Wednesday, March 25, 2009

An Idiot's Guide on How to Put Your Mistress on the National Security Payroll

Jeff Stein of CQ (Foggo Saga Doesn’t Reflect Well on Much of Anybody) with more revelations on the CIA's ex-EXDIR Dusty:

"Of the many laughable elements to the Dusty Foggo story, I have three favorites.

  1. One is that from 1993 through 2005, Foggo “completed CIA ethics training eight times, and served two years as a Deputy Ethics official,” according to the prosecutors’ sentencing memo.
  2. Another is that, at the same time he was defrauding the government with millions of dollars worth of bogus contracts, Foggo received three employee performance awards.
  3. The third is that he passed a CIA polygraph exam, in which he was grilled about all sorts of questionable behavior in his personnel dossier, from unreported dalliances with female foreign nationals — including, allegedly, a woman involved with a Russian mole — to an assault, to putting an unqualified girlfriend on the agency payroll."

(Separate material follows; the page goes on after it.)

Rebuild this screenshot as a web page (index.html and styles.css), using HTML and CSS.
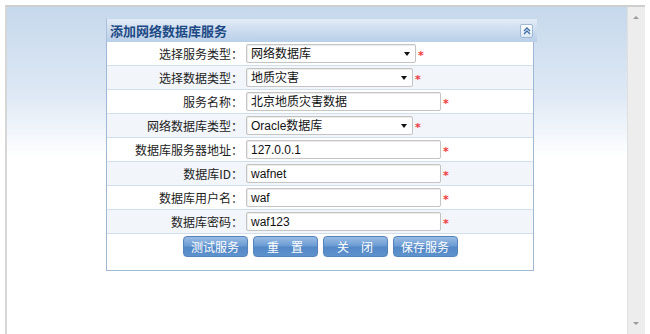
FILE: index.html
```html
<!DOCTYPE html>
<html lang="zh-CN">
<head>
    <meta charset="UTF-8">
    <title>添加网络数据库服务</title>
    <link rel="stylesheet" href="styles.css">
</head>
<body>

    <div class="frame">
        <div class="content">
            <div class="panel">
                <div class="panel-header">
                    <span class="panel-title">添加网络数据库服务</span>
                    <span class="collapse-btn">
                        <svg width="8" height="8" viewBox="0 0 8 8">
                            <path d="M1 4 L4 1 L7 4 M1 7 L4 4 L7 7" fill="none" stroke="#3f6ea6" stroke-width="1.3"/>
                        </svg>
                    </span>
                </div>
                <div class="panel-body">
                    <div class="form-row">
                        <div class="label">选择服务类型：</div>
                        <div class="field">
                            <div class="select short">网络数据库<span class="arrow"></span></div>
                            <span class="required">*</span>
                        </div>
                    </div>
                    <div class="form-row alt">
                        <div class="label">选择数据类型：</div>
                        <div class="field">
                            <div class="select shorter">地质灾害<span class="arrow"></span></div>
                            <span class="required">*</span>
                        </div>
                    </div>
                    <div class="form-row">
                        <div class="label">服务名称：</div>
                        <div class="field">
                            <div class="text-input">北京地质灾害数据</div>
                            <span class="required">*</span>
                        </div>
                    </div>
                    <div class="form-row alt">
                        <div class="label">网络数据库类型：</div>
                        <div class="field">
                            <div class="select shorter">Oracle数据库<span class="arrow"></span></div>
                            <span class="required">*</span>
                        </div>
                    </div>
                    <div class="form-row">
                        <div class="label">数据库服务器地址：</div>
                        <div class="field">
                            <div class="text-input">127.0.0.1</div>
                            <span class="required">*</span>
                        </div>
                    </div>
                    <div class="form-row alt">
                        <div class="label">数据库ID：</div>
                        <div class="field">
                            <div class="text-input">wafnet</div>
                            <span class="required">*</span>
                        </div>
                    </div>
                    <div class="form-row">
                        <div class="label">数据库用户名：</div>
                        <div class="field">
                            <div class="text-input">waf</div>
                            <span class="required">*</span>
                        </div>
                    </div>
                    <div class="form-row alt">
                        <div class="label">数据库密码：</div>
                        <div class="field">
                            <div class="text-input">waf123</div>
                            <span class="required">*</span>
                        </div>
                    </div>
                    <div class="button-row">
                        <button class="btn">测试服务</button>
                        <button class="btn">重&emsp;置</button>
                        <button class="btn">关&emsp;闭</button>
                        <button class="btn">保存服务</button>
                    </div>
                </div>
            </div>
        </div>
        <div class="scrollbar">
            <span class="scroll-up"></span>
            <span class="scroll-down"></span>
        </div>
    </div>

</body>
</html>
```

FILE: styles.css
```css
body {
    margin: 0;
    background-color: #fff;
    font-family: "Noto Sans CJK SC", "Liberation Sans", sans-serif;
    font-size: 12px;
    color: #222;
}

.frame {
    display: flex;
    margin: 5px 0 0 5px;
    width: 640px;
    height: 329px;
    border-top: 2px solid #cfcfcf;
    border-left: 2px solid #d6d6d6;
    box-sizing: border-box;
}

.content {
    flex: 1;
    padding-top: 11px;
    background: linear-gradient(to bottom, #c6d8ec 0px, #dfe9f5 90px, #ffffff 150px);
}

.panel {
    margin-left: 99px;
    width: 428px;
}

.panel-header {
    display: flex;
    justify-content: space-between;
    align-items: center;
    height: 24px;
    padding: 0 4px 0 3px;
    margin-right: -3px;
    background: linear-gradient(to bottom, #e3ecf7 0%, #cddcef 50%, #b9cfe9 100%);
    border-top: 1px solid #c9d8ea;
    border-left: 1px solid #a9c0dc;
    box-sizing: border-box;
}

.panel-title {
    font-weight: bold;
    font-size: 13px;
    color: #1d4a85;
}

.collapse-btn {
    display: flex;
    justify-content: center;
    align-items: center;
    width: 11px;
    height: 12px;
    background: linear-gradient(to bottom, #ffffff, #dde8f5);
    border: 1px solid #9fb8d6;
    border-radius: 2px;
}

.panel-body {
    background-color: #fff;
    border: 1px solid #9fb8d6;
    border-top: none;
}

.form-row {
    display: flex;
    align-items: center;
    height: 24px;
    border-bottom: 1px solid #d3deeb;
    box-sizing: border-box;
}

.form-row.alt {
    background-color: #f2f5fa;
}

.label {
    width: 136px;
    text-align: right;
    padding-right: 3px;
    color: #222;
}

.field {
    display: flex;
    align-items: center;
}

.select,
.text-input {
    position: relative;
    height: 19px;
    line-height: 18px;
    padding-left: 4px;
    background-color: #fff;
    border: 1px solid #c4c4c4;
    border-radius: 2px;
    box-shadow: inset 1px 1px 1px rgba(0, 0, 0, 0.08);
    box-sizing: border-box;
    font-size: 12px;
    color: #111;
    font-family: "Liberation Sans", "Noto Sans CJK SC", sans-serif;
}

.select.short {
    width: 170px;
}

.select.shorter {
    width: 167px;
}

.text-input {
    width: 195px;
}

.arrow {
    position: absolute;
    right: 5px;
    top: 7px;
    border-left: 3px solid transparent;
    border-right: 3px solid transparent;
    border-top: 4px solid #111;
}

.required {
    color: #f0383a;
    font-family: "DejaVu Sans", sans-serif;
    font-size: 11px;
    font-weight: bold;
    margin-left: 2px;
    line-height: 11px;
    padding-top: 3px;
}

.button-row {
    display: flex;
    justify-content: center;
    gap: 5px;
    padding: 2px 0 13px 0;
}

.btn {
    width: 65px;
    height: 21px;
    padding: 0;
    font-family: "Noto Sans CJK SC", sans-serif;
    font-size: 12px;
    color: #fff;
    background: linear-gradient(to bottom, #98bce4 0%, #6d9dd4 45%, #5288c6 55%, #5e92cd 100%);
    border: 1px solid #5683bb;
    border-radius: 4px;
    box-shadow: 0 0 1px rgba(0, 0, 0, 0.2);
}

.scrollbar {
    position: relative;
    width: 17px;
    background-color: #ededed;
    border-left: 1px solid #e0e0e0;
}

.scroll-up,
.scroll-down {
    position: absolute;
    left: 5px;
    border-left: 3px solid transparent;
    border-right: 3px solid transparent;
}

.scroll-up {
    top: 9px;
    border-bottom: 3px solid #9a9a9a;
}

.scroll-down {
    bottom: 9px;
    border-top: 3px solid #9a9a9a;
}
```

And I just have three quick thoughts on this:

  • Like Showtime’s Dexter says when asked how he deals with all the gore, “I’m good at compartmentalization." Which probably means -- one needs to carved the inside of one's head into tiny little boxes with different passwords and lock combinations; and make sure each compartment could not talk or pass gossip to each other? Because how else do you beat the poly?
  • The next time I get to brag about my dusty performance awards and somebody gives me the “so what? look” – I have Dusty to thank for it.
  • I'm doing my pre-order at now. There will certainly be a slew of books on this from the jailhouse – the office: CIA edition, bodice rippers, thrillers, and perhaps even an action hero novel (Foggo's lawyers attempted to "portray Foggo as a hero engaged in actions necessary to protect the public from terrorist acts."). And ooooh, there may even be a few "how-to books" like – “How to Defraud the Government for Dummies,” "How to Put Your Mistress on the National Security Payroll," "An Idiots Guide to Cloak and Dagger," and "How to Use Graymail, Influence People, and Reduce Jail Time."
He has exactly 37 months to work on his drafts.